The resolution, a full copy of which can be accessed by clicking here, concludes with the following paragraph:

Be it further resolved that Iron County show a united front by calling on the Iron County School Board to pass the same resolution and express our support of the resolutions in both the Utah State House and Senate and call on the Utah State Legislature and Governor Spencer J. Cox to pass and sign legislation prior to the 2021-22 school year to prohibit Critical Race Theory curriculum and employee training and/or professional development on this and like concepts in Utah’s public education system.

Cozzens said that while he doesn’t necessarily think the teaching of critical race theory is or has been prevalent in public schools, he believes it’s important to take a stand on the issue.

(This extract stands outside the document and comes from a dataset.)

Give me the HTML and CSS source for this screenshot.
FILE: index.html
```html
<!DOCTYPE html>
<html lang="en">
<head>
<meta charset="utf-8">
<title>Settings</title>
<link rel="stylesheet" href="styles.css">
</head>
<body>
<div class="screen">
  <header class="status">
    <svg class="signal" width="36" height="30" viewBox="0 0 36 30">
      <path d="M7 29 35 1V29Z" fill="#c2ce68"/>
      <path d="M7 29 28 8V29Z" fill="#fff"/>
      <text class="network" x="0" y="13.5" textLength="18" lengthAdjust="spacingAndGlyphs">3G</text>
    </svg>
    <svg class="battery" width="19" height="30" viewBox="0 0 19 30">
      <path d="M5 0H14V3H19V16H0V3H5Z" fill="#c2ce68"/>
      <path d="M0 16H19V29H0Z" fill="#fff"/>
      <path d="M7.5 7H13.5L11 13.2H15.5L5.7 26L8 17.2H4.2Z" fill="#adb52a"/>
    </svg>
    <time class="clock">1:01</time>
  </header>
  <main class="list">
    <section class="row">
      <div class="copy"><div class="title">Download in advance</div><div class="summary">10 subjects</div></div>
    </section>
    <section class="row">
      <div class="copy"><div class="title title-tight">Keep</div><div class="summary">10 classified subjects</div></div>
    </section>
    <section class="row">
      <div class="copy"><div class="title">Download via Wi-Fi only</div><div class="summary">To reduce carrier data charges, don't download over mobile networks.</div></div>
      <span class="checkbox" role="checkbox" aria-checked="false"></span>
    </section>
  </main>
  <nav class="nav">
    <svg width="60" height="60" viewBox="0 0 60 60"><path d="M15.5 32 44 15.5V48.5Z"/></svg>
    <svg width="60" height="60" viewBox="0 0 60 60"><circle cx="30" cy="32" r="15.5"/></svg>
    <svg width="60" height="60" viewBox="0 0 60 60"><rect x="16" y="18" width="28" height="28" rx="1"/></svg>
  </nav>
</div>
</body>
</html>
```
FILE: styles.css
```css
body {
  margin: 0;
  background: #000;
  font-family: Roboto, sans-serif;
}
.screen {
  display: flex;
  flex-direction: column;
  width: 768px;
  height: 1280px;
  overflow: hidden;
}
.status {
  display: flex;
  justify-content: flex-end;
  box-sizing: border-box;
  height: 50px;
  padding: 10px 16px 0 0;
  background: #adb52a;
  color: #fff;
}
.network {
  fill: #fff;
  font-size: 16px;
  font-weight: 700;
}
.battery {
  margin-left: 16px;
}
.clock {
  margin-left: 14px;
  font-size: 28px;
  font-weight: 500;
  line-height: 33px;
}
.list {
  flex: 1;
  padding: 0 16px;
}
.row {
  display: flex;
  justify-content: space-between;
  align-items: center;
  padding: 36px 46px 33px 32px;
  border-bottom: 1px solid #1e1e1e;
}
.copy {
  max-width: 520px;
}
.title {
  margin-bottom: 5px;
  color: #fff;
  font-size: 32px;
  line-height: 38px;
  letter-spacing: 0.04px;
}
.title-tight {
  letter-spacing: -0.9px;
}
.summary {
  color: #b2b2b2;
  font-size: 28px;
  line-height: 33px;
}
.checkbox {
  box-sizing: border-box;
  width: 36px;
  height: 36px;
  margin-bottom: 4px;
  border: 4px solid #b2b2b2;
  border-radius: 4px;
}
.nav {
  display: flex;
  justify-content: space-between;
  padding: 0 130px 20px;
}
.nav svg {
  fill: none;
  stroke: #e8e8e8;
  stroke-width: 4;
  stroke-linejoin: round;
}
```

“I don’t know that it’s being taught that much,” he said. “I think that it’s important, though, that we come out ahead of it and state where we stand as different bodies.”

Cozzens said that critical race theory is “inherently racist” because it pits one group against another. 

“Just because someone is born a certain color, they tell them they’re inherently racist,” he said. “I think that’s something we need to try to move past in our country. I mentioned my particular family and the different cultures and races I have in my immediate and extended family, and I think it adds value to our family. We love the different cultures and see it’s a wonderful thing. We cherish all the races, and I personally do love them.”

Immediately after the meeting, Cozzens reiterated his rationale for proposing the resolution.

“I pray for the day when we can all become colorblind, ignore different colors and races and just realize we’re all Americans in this country, and move past this divisive curriculum and agenda that’s being pushed.”